According to the official City of Roseau website this is called an environmental transitional area where the north woods of poplar and spruce meets the prairies of the Red River Valley and the tamarack bogs which stretch north into Canada.
Audrey lives in a retirement apartment complex; Otis nearby in a nursing home. Years of hard physical work have taken a toll on their bodies and Otis has some form of Alzheimer’s or dementia that is slowly taking him into another fog-filled kind of world. However Terri and her family are always about and the other kids visit when they can.
It’s good to be here. We spend happy hours times talking about the pleasures of aging, about the dastardly deeds of Republicans and about our kids and my brother and her sister.

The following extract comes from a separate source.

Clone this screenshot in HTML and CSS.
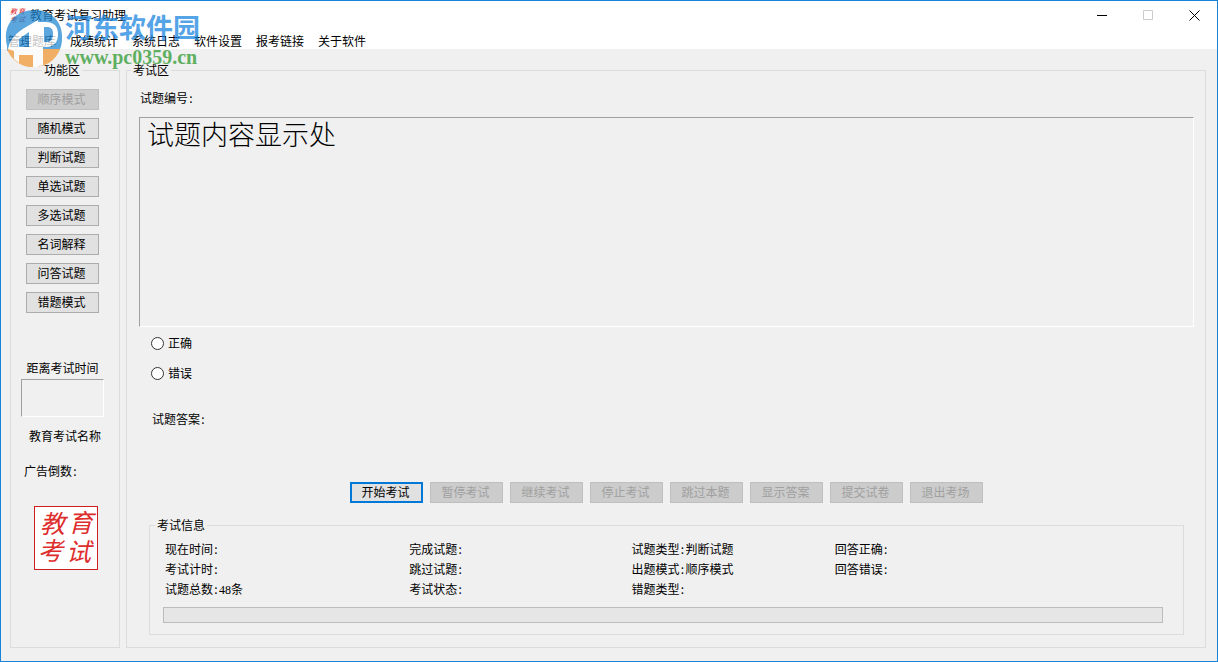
FILE: index.html
```html
<!DOCTYPE html>
<html lang="zh-CN">
<head>
<meta charset="utf-8">
<title>教育考试复习助理</title>
<link rel="stylesheet" href="styles.css">
</head>
<body>
<div class="window">
  <header class="titlebar">
    <svg class="app-icon" viewBox="0 0 16 16" aria-hidden="true">
      <g class="app-icon-text">
        <text x="1" y="7">教</text><text x="9" y="7">育</text>
        <text x="1" y="15">考</text><text x="9" y="15">试</text>
      </g>
    </svg>
    <h1 class="title">教育考试复习助理</h1>
    <div class="window-controls">
      <button class="window-button" type="button" aria-label="最小化"><svg viewBox="0 0 11 11"><path d="M0 5.500h10"/></svg></button>
      <button class="window-button" type="button" aria-label="最大化" disabled><svg viewBox="0 0 11 11"><path d="M.5 .5h9v9h-9z"/></svg></button>
      <button class="window-button" type="button" aria-label="关闭"><svg viewBox="0 0 11 11"><path d="M.5 .5l10 10M10.500 .5l-10 10"/></svg></button>
    </div>
  </header>
  <nav class="menu">
    <a href="#">管理题库</a><a href="#">成绩统计</a><a href="#">系统日志</a><a href="#">软件设置</a><a href="#">报考链接</a><a href="#">关于软件</a>
  </nav>

  <main class="workspace">
    <fieldset class="group functions">
      <legend>功能区</legend>
      <div class="mode-list">
        <button class="push" type="button" disabled>顺序模式</button>
        <button class="push" type="button">随机模式</button>
        <button class="push" type="button">判断试题</button>
        <button class="push" type="button">单选试题</button>
        <button class="push" type="button">多选试题</button>
        <button class="push" type="button">名词解释</button>
        <button class="push" type="button">问答试题</button>
        <button class="push" type="button">错题模式</button>
      </div>
      <p class="countdown-label">距离考试时间</p>
      <div class="sunken countdown"></div>
      <p class="exam-name">教育考试名称</p>
      <p class="ad-label">广告倒数<span class="colon">:</span></p>
      <svg class="seal" viewBox="0 0 64 64" role="img" aria-label="教育考试">
        <rect class="seal-frame" x=".5" y=".5" width="63" height="63"/>
        <g class="seal-text">
          <text x="6" y="27">教</text><text x="34" y="26">育</text>
          <text x="4" y="54">考</text><text x="32" y="55">试</text>
        </g>
      </svg>
    </fieldset>

    <fieldset class="group exam">
      <legend>考试区</legend>
      <p class="question-number">试题编号<span class="colon">:</span></p>
      <div class="sunken question">试题内容显示处</div>
      <div class="choices">
        <label><input type="radio" name="answer">正确</label>
        <label><input type="radio" name="answer">错误</label>
      </div>
      <p class="answer">试题答案<span class="colon">:</span></p>
      <div class="actions">
        <button class="push primary" type="button">开始考试</button>
        <button class="push" type="button" disabled>暂停考试</button>
        <button class="push" type="button" disabled>继续考试</button>
        <button class="push" type="button" disabled>停止考试</button>
        <button class="push" type="button" disabled>跳过本题</button>
        <button class="push" type="button" disabled>显示答案</button>
        <button class="push" type="button" disabled>提交试卷</button>
        <button class="push" type="button" disabled>退出考场</button>
      </div>
      <fieldset class="group info">
        <legend>考试信息</legend>
        <div class="facts">
          <span>现在时间<span class="colon">:</span></span>
          <span>完成试题<span class="colon">:</span></span>
          <span>试题类型<span class="colon">:</span>判断试题</span>
          <span>回答正确<span class="colon">:</span></span>
          <span>考试计时<span class="colon">:</span></span>
          <span>跳过试题<span class="colon">:</span></span>
          <span>出题模式<span class="colon">:</span>顺序模式</span>
          <span>回答错误<span class="colon">:</span></span>
          <span>试题总数<span class="colon">:</span><span class="digits">48</span>条</span>
          <span>考试状态<span class="colon">:</span></span>
          <span>错题类型<span class="colon">:</span></span>
        </div>
        <progress class="progress" value="0" max="48" aria-label="考试进度"></progress>
      </fieldset>
    </fieldset>
  </main>

  <div class="watermark">
    <svg class="watermark-logo" viewBox="0 0 58 58" aria-hidden="true">
      <path fill="#2389d2" d="M2 37C-3 17 9 1 30 1c16 0 28 12 27 28 0 6-1 9-3 13H2z"/>
      <path fill="#f29a37" d="M2 40h53c-4 11-14 18-26 18C16 58 6 51 2 40z"/>
      <path fill="#fff" d="M3 40c2-10 9-17 18-22l12-7v47h-5V46H14v8l-5-4v-8z"/>
      <path fill="#2389d2" d="M14 30l10-7v15H14z"/>
      <path fill="#f29a37" d="M14 46h14v12c-5 0-10-1-14-4z"/>
      <path fill="#fff" d="M32 13h8c9 0 13 4 13 12s-4 13-12 13h-3v18l-6 2z"/>
      <path fill="#2389d2" d="M39 18h3c4 0 6 2 6 7s-2 8-6 8h-3z"/>
    </svg>
    <div class="watermark-words">
      <span class="watermark-name">河东软件园</span>
      <span class="watermark-site">www.pc0359.cn</span>
    </div>
  </div>
</div>
</body>
</html>
```
FILE: styles.css
```css
* { box-sizing: border-box; }

body {
  margin: 0;
  color: #000;
  font: 12px/16px "Noto Sans CJK SC", sans-serif;
}

p, h1 { margin: 0; font-size: 12px; font-weight: 400; }

.window {
  position: relative;
  display: flex;
  flex-direction: column;
  min-height: 100vh;
  background: #f0f0f0;
  border: 1px solid #1883d7;
}

.titlebar {
  display: flex;
  align-items: center;
  height: 28px;
  padding-left: 8px;
  background: #fff;
}

.app-icon { width: 16px; height: 16px; overflow: visible; }
.app-icon-text { fill: #e0242b; font-size: 7px; font-style: italic; }
.title { flex: 1; padding-left: 5px; }
.window-controls { display: flex; }

.window-button {
  display: grid;
  place-items: center;
  width: 46px;
  height: 28px;
  padding: 0;
  background: none;
  border: 0;
}

.window-button svg { width: 11px; height: 11px; fill: none; stroke: #000; }
.window-button:disabled svg { stroke: #ccc; }

.menu {
  display: flex;
  gap: 14px;
  height: 20px;
  padding: 4px 0 0 7px;
  background: #fff;
}

.menu a { color: #000; text-decoration: none; }

.workspace {
  display: flex;
  flex: 1;
  gap: 6px;
  padding: 13px 11px 13px 9px;
}

.group {
  display: flex;
  flex-direction: column;
  min-width: 0;
  margin: 0;
  border: 1px solid #dcdcdc;
}

.group legend { padding: 0 2px; }
.functions { width: 110px; padding: 11px 15px 11px 10px; }
.functions legend { margin-left: 21px; }

.mode-list {
  display: flex;
  flex-direction: column;
  align-items: center;
  gap: 8px;
}

.push {
  width: 73px;
  height: 21px;
  padding: 0 2px 2px 0;
  font: inherit;
  line-height: 16px;
  color: #000;
  background: #e1e1e1;
  border: 1px solid #adadad;
}

.push:disabled { color: #a0a0a0; background: #ccc; border-color: #bfbfbf; }
.primary { border: 2px solid #0078d7; }

.sunken {
  border: 1px solid;
  border-color: #a0a0a0 #fff #fff #a0a0a0;
}

.countdown-label { margin-top: 47px; text-align: center; }
.countdown { height: 38px; margin-top: 3px; }
.exam-name { margin-top: 11px; padding-left: 8px; white-space: nowrap; }
.ad-label { margin-top: 19px; padding-left: 3px; }

.seal {
  width: 64px;
  height: 64px;
  margin: 27px 0 0 13px;
  overflow: visible;
}

.seal-frame { fill: #fff; stroke: #d01c1c; }
.seal-text { fill: #de2d2d; font-size: 25px; font-style: italic; }

.exam { flex: 1; padding: 12px 11px 12px 12px; }
.exam > legend { margin-left: -8px; }
.question-number { padding-left: 1px; }

.question {
  flex: 1;
  min-height: 208px;
  margin-top: 11px;
  padding: 0 7px;
  font-size: 27px;
  font-weight: 300;
  line-height: 32px;
}

.choices {
  display: flex;
  flex-direction: column;
  align-items: flex-start;
  gap: 14px;
  margin-top: 8px;
  padding-left: 12px;
}

.choices label { display: flex; align-items: center; gap: 4px; }

.choices input {
  appearance: none;
  width: 13px;
  height: 13px;
  margin: 0;
  background: #fff;
  border: 1px solid #333;
  border-radius: 50%;
}

.choices input:checked { box-shadow: inset 0 0 0 3px #fff; background: #333; }
.answer { margin-top: 30px; padding-left: 13px; }

.actions {
  display: flex;
  justify-content: center;
  gap: 7px;
  margin-top: 55px;
}

.info { margin: 14px 10px 0; padding: 8px 20px 11px 13px; }
.info legend { margin-left: -8px; }

.facts {
  display: grid;
  grid-template-columns: 244fr 222fr 203fr 328fr;
  row-gap: 4px;
  padding-left: 2px;
}

.colon { display: inline-block; width: 6px; text-align: center; }
.digits { font-family: "Liberation Serif", serif; }

.progress {
  appearance: none;
  width: 100%;
  height: 16px;
  margin-top: 9px;
  background: #e6e6e6;
  border: 1px solid #bcbcbc;
}

.progress::-webkit-progress-bar { background: #e6e6e6; }
.progress::-webkit-progress-value { background: #06b025; }

.watermark {
  position: absolute;
  top: 8px;
  left: 4px;
  display: flex;
  gap: 2px;
  pointer-events: none;
}

.watermark-logo { width: 58px; height: 58px; opacity: 0.75; }
.watermark-words { display: flex; flex-direction: column; opacity: 0.75; }

.watermark-name {
  color: #1c86e0;
  font-size: 27px;
  font-weight: 700;
  line-height: 36px;
}

.watermark-site {
  color: #2f9a30;
  font: 700 20px/24px "Liberation Serif", serif;
}
```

A treat that I always hope for on my trips up here is the walleye dinner out at Terri’s. Huge platters of the world’s greatest fish (I may have already said that once or twice in this blog!) and a chance to see the babies and horses that have arrived or grown since my last visit. What a lovely bunch they are. Teri’s kids are well and happy and prospering and daughter, Niki, has her own two babies, Landon and Clara. MANY pictures of Clara are included here because she is a sort of magic child, looking like baby Viking princesses must have looked. Clara does have a healthy dose of Scandinavian blood and her grandma and mom are north-country blondes so she’s obviously following in their footsteps. Terri and husband, Brian, are serious horse people so three sleek steeds in shades of black, red and cream occupy the green pastures surrounding their comfortable ranch home.
And a lovely time was had by all—especially me. Tomorrow I will turn south into the woods and lakes leading to Grand Rapids. And brother Robert and sister-in-law, Marsha.